Continued development

With the continuous expansion of introduction regions for Chinese medicinal plants, the GMPGIS will continuously adjust the sampling data and incorporate additional wild geographical distribution and major production regions into the database. The regions where medicinal plants have been successfully introduced may be used as references to verify and improve the accuracy of the system and optimise the analysis results. In addition, the GMPGIS is capable of establishing a more convenient and efficient web server that will allow different researchers to rapidly obtain accurate analysis results.

Conclusions

China has a vast territory, and its different regions present distinct variations in climate and soil. Likewise, the quality of the medicinal plant materials of the same species growing in different ecological environments is different, and this is especially true for Chinese medicinal plant materials, the cultivation and effects of which are strongly influenced by ecological factors. The quality of medicinal materials in different production regions is superior when the region is highly similar to the regions where Daodi medicinal materials are produced. Based on this premise and the ecological similarity principle, a reasonable plan for the introduction of Chinese medicinal material can be designed, and various regions for planting Chinese medicinal materials can be developed. Continuous cropping obstacle is a primary reason for decreases in medicinal material yield, poor planting quality and aggravation of disease and insect pests. As the planting region continues to reduce, selecting new lands for cultivation is necessary to guarantee the development of high-quality medicinal materials. The scientific analysis of potentially suitable production regions should be conducted using the GMPGIS for reasonable migration and base construction [29, 31, 32].
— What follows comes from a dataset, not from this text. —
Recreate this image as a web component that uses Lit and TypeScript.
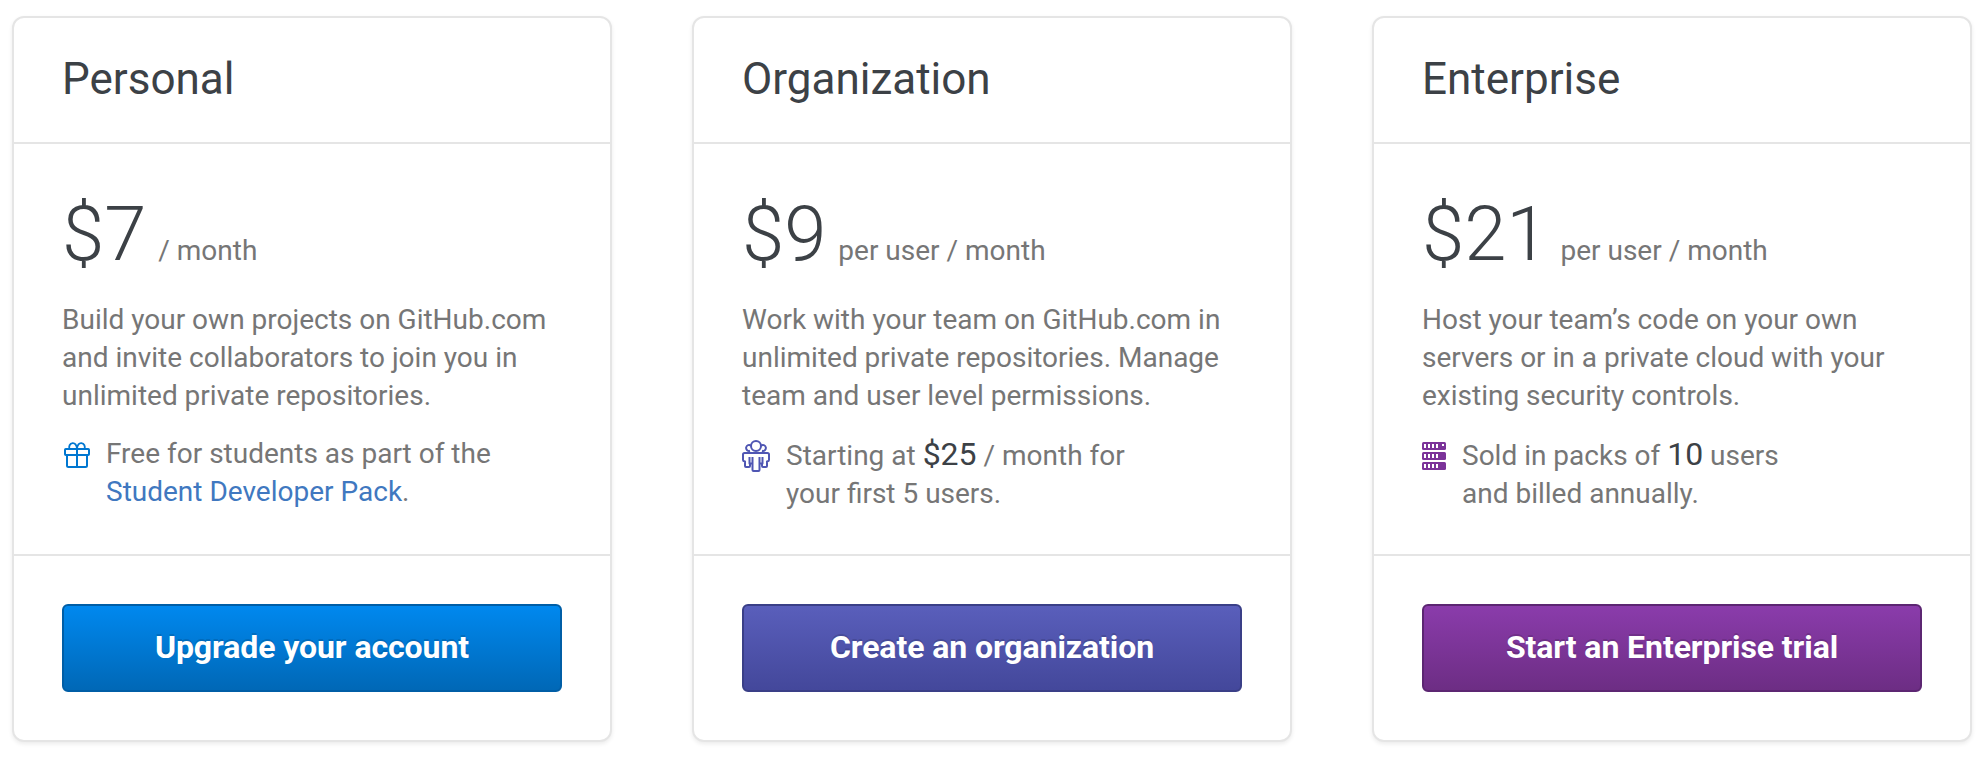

This study found that good consistency exists between the maximum ecological similarity analysis results obtained using the GMPGIS and the ‘Belt and Road Initiative’ advocated by China. The geographical regions included in this initiative, namely Russia, the Netherlands, Germany, Italy and Turkey, have high-potential production regions. With continuous advancements in agricultural cultivation technology, this study may greatly promote the internationalisation of the Chinese herbal medicine planting industry [27].